Al leer el primer capítulo de Romanos, entendemos que nuestra salvación eterna, pero también nuestro bienestar diario, simplemente se reduce a “a quién” elegimos reverenciar y a quién damos nuestra gratitud.
Nadie puede decir que no conoce a Dios. La naturaleza nos señala al Creador, y en el fondo todos sabemos que hay una fuerza más grande que este mundo que gobierna todo lo que nos rodea y que creó este mundo. “porque lo invisible de Dios, es decir, su eterno poder y su naturaleza divina, se hacen claramente visibles desde la creación del mundo, y pueden comprenderse por medio de las cosas hechas, de modo que no tienen excusa” (Romanos 1:20 RVC).
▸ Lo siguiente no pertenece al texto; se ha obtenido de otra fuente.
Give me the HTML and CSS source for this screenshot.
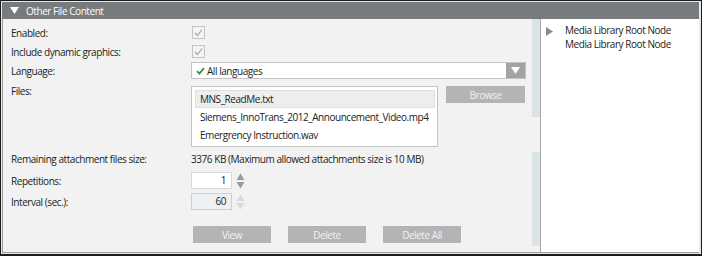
FILE: index.html
```html
<!DOCTYPE html>
<html>
<head>
<meta charset="utf-8">
<link rel="stylesheet" href="styles.css">
</head>
<body>
<div class="frame">
  <div class="inner">
    <div class="header">
      <svg class="hdr-tri" width="9" height="7" viewBox="0 0 9 7"><path d="M0 0 H9 L4.5 7 Z" fill="#fff"/></svg>
      <span>Other File Content</span>
    </div>
    <div class="body">
      <div class="left">
        <div class="form">
          <div class="row r19">
            <div class="label">Enabled:</div>
            <div class="ctl"><span class="check"><svg width="11" height="11" viewBox="0 0 11 11"><path d="M2 6 L4.5 8.5 L9 2.5" fill="none" stroke="#a8a8a8" stroke-width="1.2"/></svg></span></div>
          </div>
          <div class="row r19">
            <div class="label">Include dynamic graphics:</div>
            <div class="ctl"><span class="check"><svg width="11" height="11" viewBox="0 0 11 11"><path d="M2 6 L4.5 8.5 L9 2.5" fill="none" stroke="#a8a8a8" stroke-width="1.2"/></svg></span></div>
          </div>
          <div class="row r19">
            <div class="label">Language:</div>
            <div class="ctl">
              <div class="select">
                <span class="sel-text"><svg class="gcheck" width="9" height="8" viewBox="0 0 9 8"><path d="M1 4.2 L3.4 6.6 L8 1.2" fill="none" stroke="#2e9a3e" stroke-width="1.8"/></svg>All languages</span>
                <span class="sel-btn"><svg width="9" height="7" viewBox="0 0 9 7"><path d="M0 0 H9 L4.5 7 Z" fill="#fff"/></svg></span>
              </div>
            </div>
          </div>
          <div class="row files">
            <div class="label lbl-top">Files:</div>
            <div class="ctl files-ctl">
              <div class="listbox">
                <div class="item sel">MNS_ReadMe.txt</div>
                <div class="item">Siemens_InnoTrans_2012_Announcement_Video.mp4</div>
                <div class="item">Emergrency Instruction.wav</div>
              </div>
              <div class="btn browse">Browse</div>
            </div>
          </div>
          <div class="row r19">
            <div class="label">Remaining attachment files size:</div>
            <div class="ctl value">3376 KB (Maximum allowed attachments size is 10 MB)</div>
          </div>
          <div class="row r19 mt3">
            <div class="label">Repetitions:</div>
            <div class="ctl spin-ctl">
              <div class="num">1</div>
              <svg class="spin" width="9" height="16" viewBox="0 0 9 16"><path d="M4.5 0.5 L8.5 7 H0.5 Z M0.5 9 H8.5 L4.5 15.5 Z" fill="#9a9a9a"/></svg>
            </div>
          </div>
          <div class="row r19 mt2">
            <div class="label">Interval (sec.):</div>
            <div class="ctl spin-ctl">
              <div class="num dis">60</div>
              <svg class="spin" width="9" height="16" viewBox="0 0 9 16"><path d="M4.5 0.5 L8.5 7 H0.5 Z M0.5 9 H8.5 L4.5 15.5 Z" fill="#d3dbe0"/></svg>
            </div>
          </div>
          <div class="actions">
            <div class="btn act">View</div>
            <div class="btn act">Delete</div>
            <div class="btn act">Delete All</div>
          </div>
        </div>
      </div>
      <div class="scroll">
        <div class="track t1"></div>
        <div class="track gap"></div>
        <div class="track t2"></div>
      </div>
      <div class="right">
        <div class="tree">
          <svg class="tree-tri" width="7" height="9" viewBox="0 0 7 9"><path d="M0 0 L7 4.5 L0 9 Z" fill="#8a8a8a"/></svg>
          <div class="tree-text">
            <div>Media Library Root Node</div>
            <div>Media Library Root Node</div>
          </div>
        </div>
      </div>
    </div>
  </div>
</div>
</body>
</html>
```

FILE: styles.css
```css
* { box-sizing: border-box; }
html, body { margin: 0; padding: 0; background: #ffffff; }
body {
  font-family: "Open Sans", "Noto Sans", "Liberation Sans", sans-serif;
  font-size: 10px;
  letter-spacing: -0.45px;
  color: #222;
}
.frame {
  width: 702px;
  height: 256px;
  border: 1px solid #1c1c1c;
  border-bottom-width: 2px;
  background: #e8e8e8;
  padding: 1px;
}
.inner {
  height: 100%;
  display: flex;
  flex-direction: column;
  border-right: 1px solid #e8e8e8;
}
.header {
  height: 17px;
  background: #777b7d;
  color: #fff;
  display: flex;
  align-items: center;
  font-size: 10px;
  flex: none;
}
.hdr-tri { margin-left: 8px; margin-right: 7px; }
.body {
  flex: 1;
  display: flex;
  border-left: 1px solid #9a9a9a;
  border-bottom: 1px solid #9a9a9a;
}
.left {
  width: 528px;
  background: #f2f2f2;
  padding: 4px 0 0 8px;
  flex: none;
}
.row { display: flex; }
.r19 { height: 19px; align-items: center; }
.mt3 { margin-top: 3px; }
.mt2 { margin-top: 2px; }
.label { width: 180px; flex: none; }
.ctl { display: flex; align-items: center; }
.check {
  width: 13px; height: 13px;
  border: 1px solid #c4c4c4;
  background: #f4f4f4;
  margin-left: 1px;
  display: flex; align-items: center; justify-content: center;
}
.select {
  width: 335px; height: 17px;
  background: #fff;
  border: 1px solid #c3c3c3;
  display: flex;
  justify-content: space-between;
}
.sel-text { display: flex; align-items: center; padding-left: 4px; }
.gcheck { margin-right: 2px; }
.sel-btn {
  width: 19px; height: 15px;
  background: #a3a3a3;
  display: flex; align-items: center; justify-content: center;
}
.files { margin-top: 4px; height: 65px; }
.lbl-top { padding-top: 0px; }
.files-ctl { align-items: flex-start; padding-top: 2px; }
.listbox {
  width: 247px; height: 61px;
  background: #fff;
  border: 1px solid #c3c3c3;
  padding: 3px 2px 0 3px;
}
.item { height: 18px; line-height: 18px; padding-left: 5px; }
.item.sel { background: #eeeeee; border: 1px solid #dedede; line-height: 16px; padding-left: 4px; }
.btn {
  background: #b4b4b4;
  color: #f2f2f2;
  height: 17px;
  display: flex; align-items: center; justify-content: center;
}
.browse { width: 79px; margin-left: 8px; }
.value { padding-left: 0; }
.num {
  width: 41px; height: 17px;
  background: #fff;
  border: 1px solid #d8d8d8;
  text-align: right;
  padding-right: 5px;
  line-height: 15px;
}
.num.dis { background: #eef1f3; border-color: #c2d3e0; }
.spin { margin-left: 4px; }
.actions {
  display: flex;
  gap: 17px;
  margin-top: 15px;
  padding-left: 182px;
}
.act { width: 78px; }
.scroll {
  width: 10px;
  flex: none;
  display: flex;
  flex-direction: column;
  border-right: 1px solid #a8a8a8;
  background: #f2f2f2;
  padding-left: 1px;
}
.track { background: #dae3e6; }
.t1 { height: 98px; }
.gap { height: 35px; background: #f3f3f3; }
.t2 { flex: 1; margin-bottom: 6px; }
.right {
  flex: 1;
  background: #fff;
  padding: 5px 0 0 5px;
}
.tree { display: flex; align-items: flex-start; }
.tree-tri { margin-top: 3px; margin-right: 12px; }
.tree-text { line-height: 13.6px; }
```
Se necesita una decisión deliberada para negarse a creer en Dios. Debemos haber estado expuestos a diferentes teorías y haber elegido convertirlas en nuestro curso de acción (Romanos 1:25).
Cuando pensamos en ello, nuestro bienestar proviene de nuestra gratitud y nuestra conducta depende de nuestra reverencia.
Si elegimos agradecer a Dios, y naturalmente elegimos agradecer a Dios por todo lo que nos rodea, por Su Palabra y Su plan perfecto, nuestro gozo dependerá de todo eso. Y como Dios no cambia, nuestra alegría, nuestra paz interior, tampoco cambiará. Si nos tomamos un tiempo diario para agradecer a Dios por todo lo que nos da, ya no tendremos tiempo para quejarnos. “Pero en mi corazón recapacito, y eso me devuelve la esperanza. Por la misericordia del Señor no hemos sido consumidos; ¡nunca su misericordia se ha agotado! ¡Grande es su fidelidad, y cada mañana se renueva” (Lamentaciones 3:21-23 RVC).
Pero si, por el contrario, depositamos nuestro agradecimiento en lo terrenal, que esperamos recibir de los demás para ser felices, nuestra alegría nunca será total y estable. Si nuestra alegría depende del estado de nuestras relaciones, viviremos preocupados y cualquier conflicto sacudirá nuestra paz interior. Si nuestra alegría depende del éxito en nuestro trabajo, si los placeres de este mundo (sexo, comida, bienes materiales) son nuestra aspiración, nunca estaremos satisfechos.
El otro pilar de nuestra vida es la reverencia: ¿qué consideramos santo, esencial? Para los hijos de Dios, la reverencia también se llama temor del Señor. No se trata de tener miedo de Dios, sino miedo de estar separados de Dios. No es huir de Dios, sino todo lo contrario, buscar estar tan cerca de Él que mantengamos nuestra vida santificada para permanecer cerca de Su corazón. Reverenciar a Dios nos mantiene en el curso de acción que Dios desea para nosotros. También es el curso de acción que nos lleva a Sus bendiciones y a la vida eterna.
Pero si es el mundo terrenal al que adoramos, también optaremos por una conducta conforme al mundo. Si glorificamos la prosperidad, los logros físicos o la belleza exterior de otros seres humanos, nos sentiremos degradados y nos involucraremos en una búsqueda vana que nunca será satisfactoria. Para ser como los demás humanos, que sólo consideran su propia naturaleza, adoptaremos comportamientos como el de ellos. “Y como ellos no quisieron tener en cuenta a Dios, Dios los entregó a una mente depravada, para hacer cosas que no convienen. Están atiborrados de toda clase de injusticia, inmoralidad sexual, perversidad, avaricia, maldad; llenos de envidia, homicidios, contiendas, engaños y malignidades. Son murmuradores, detractores, aborrecedores de Dios, injuriosos, soberbios, altivos, inventores de males, desobedientes a los padres, necios, desleales, insensibles, implacables, inmisericordes” (Romanos 1:28-31 RVC).
La victoria sobre el pecado no está fuera de nuestro alcance. Simplemente reside en nuestra reverencia. ¿A quién intentamos impresionar? ¿Buscamos agradar a Dios o a los humanos? Nuestra conducta seguirá nuestra reverencia. Lo mismo ocurre con nuestra paz y alegría interior. Depende del tema de nuestro reconocimiento. ¿Quién es el receptor de nuestra alabanza? ¿Quién atrae más nuestra admiración: Dios o los diferentes humanos? Optemos por darle gloria a Dios en todas las circunstancias y permaneceremos escondidos bajo sus alas.